Saturday, January 9, 2010: 9:20 AM
Marina Ballroom Salon G (Marriott)
Gary Zellar
,
University of Saskatchewan
The First Indian Home Guard Regiment was a tri-racial Union regiment with a combination of Indian, Afro-Indian and Euro-American soldiers. Its very organization embodied the contested borders of race and identity in the Indian Territory. The paper will demonstrate how such contestations were negotiated and what the results were for the peoples involved. Within the First Indian's ranks were men from the first black community in the country to organize armed resistance to the Confederacy, Indian veterans of the Second and Third Seminole Wars, culturally conservative Creek and Seminole Indians who rejected an alliance with the Confederacy, white abolitionists and Free Soilers from Kansas and Nebraska, and Creek and Seminole former Confederates. All these groups had competing visions of what they were fighting for and yet they fought together as a unit on the battlefields of Missouri, Arkansas and the Indian Territory.
These contested meanings of race and identity played out in different ways during the four years of war. The alliance between the Indian and Afro-Indian peoples had been developing in the Creek and Seminole nations for many years and played a critical role in galvanizing resistance to the Confederate treaties. After the First Indian was organized in Kansas in the spring of 1862 the role that the Afro-Indian soldiers played as interpreters and cultural brokers between the white officers and Indian soldiers, who spoke little or no English, became even more important.
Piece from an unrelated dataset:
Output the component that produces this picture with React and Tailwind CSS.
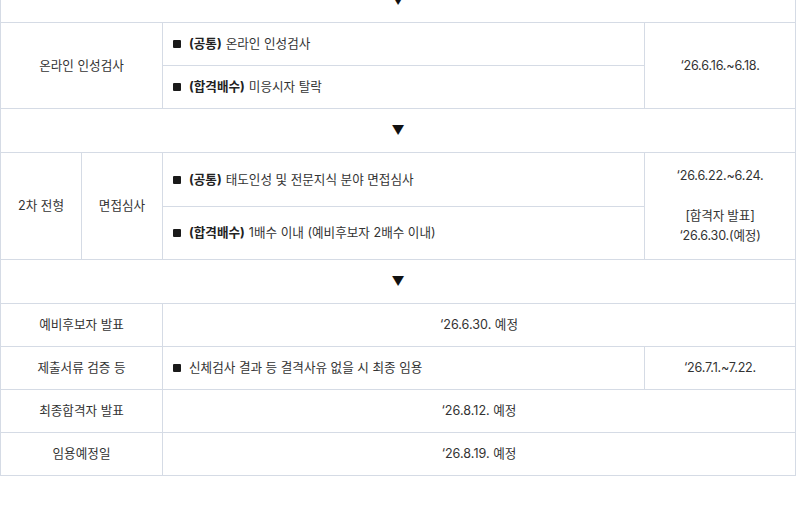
import React from "react";

const cell = "border border-[#d5dbe5] px-[10px] py-[11px] leading-[20px]";

const Arrow = () => (
  <tr>
    <td colSpan={4} className={`${cell} text-center`}>
      <span className="text-[13px] text-[#111]">▼</span>
    </td>
  </tr>
);

const Item = ({ label, children }) => (
  <div className="flex items-center">
    <span className="mr-[8px] inline-block h-[8px] w-[8px] rounded-[1px] bg-[#1a1a1a]" />
    {label && <b className="mr-[4px] font-bold text-[#222]">{label}</b>}
    <span>{children}</span>
  </div>
);

export default function App() {
  return (
    <div className="min-h-[506px] w-[800px] overflow-hidden bg-white">
      <table
        className="-mt-[22px] w-[796px] table-fixed border-collapse text-[12.6px] text-[#333]"
        style={{ fontFamily: 'Inter, "Noto Sans CJK KR", sans-serif' }}
      >
        <colgroup>
          <col className="w-[81px]" />
          <col className="w-[81px]" />
          <col className="w-[482px]" />
          <col />
        </colgroup>
        <tbody>
          <Arrow />
          <tr>
            <td colSpan={2} rowSpan={2} className={`${cell} text-center`}>
              온라인 인성검사
            </td>
            <td className={cell}>
              <Item label="(공통)">온라인 인성검사</Item>
            </td>
            <td rowSpan={2} className={`${cell} text-center tracking-[-0.2px]`}>
              ‘26.6.16.~6.18.
            </td>
          </tr>
          <tr>
            <td className={cell}>
              <Item label="(합격배수)">미응시자 탈락</Item>
            </td>
          </tr>
          <Arrow />
          <tr>
            <td rowSpan={2} className={`${cell} text-center`}>
              2차 전형
            </td>
            <td rowSpan={2} className={`${cell} text-center`}>
              면접심사
            </td>
            <td className={`${cell} pt-[17px] pb-[16px]`}>
              <Item label="(공통)">태도인성 및 전문지식 분야 면접심사</Item>
            </td>
            <td rowSpan={2} className={`${cell} text-center tracking-[-0.2px]`}>
              ‘26.6.22.~6.24.
              <br />
              <br />
              [합격자 발표]
              <br />
              ‘26.6.30.(예정)
            </td>
          </tr>
          <tr>
            <td className={`${cell} py-[16px]`}>
              <Item label="(합격배수)">1배수 이내 (예비후보자 2배수 이내)</Item>
            </td>
          </tr>
          <Arrow />
          <tr>
            <td colSpan={2} className={`${cell} text-center`}>
              예비후보자 발표
            </td>
            <td colSpan={2} className={`${cell} text-center`}>
              ‘26.6.30. 예정
            </td>
          </tr>
          <tr>
            <td colSpan={2} className={`${cell} text-center`}>
              제출서류 검증 등
            </td>
            <td className={cell}>
              <Item>신체검사 결과 등 결격사유 없을 시 최종 임용</Item>
            </td>
            <td className={`${cell} text-center tracking-[-0.2px]`}>‘26.7.1.~7.22.</td>
          </tr>
          <tr>
            <td colSpan={2} className={`${cell} text-center`}>
              최종합격자 발표
            </td>
            <td colSpan={2} className={`${cell} text-center`}>
              ‘26.8.12. 예정
            </td>
          </tr>
          <tr>
            <td colSpan={2} className={`${cell} text-center`}>
              임용예정일
            </td>
            <td colSpan={2} className={`${cell} text-center`}>
              ‘26.8.19. 예정
            </td>
          </tr>
        </tbody>
      </table>
    </div>
  );
}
And while some white officers bristled at the idea of all communication having to take place through "ignorant and uneducated (N)egroes who display to a large degree the prejudices of the Indians," other white officers recognized the vital role the Afro-Indian soldiers played in the unit and worked to insure that the Afro-Indians remained in the First Indian instead of being transferred to U.S.C.T. regiments.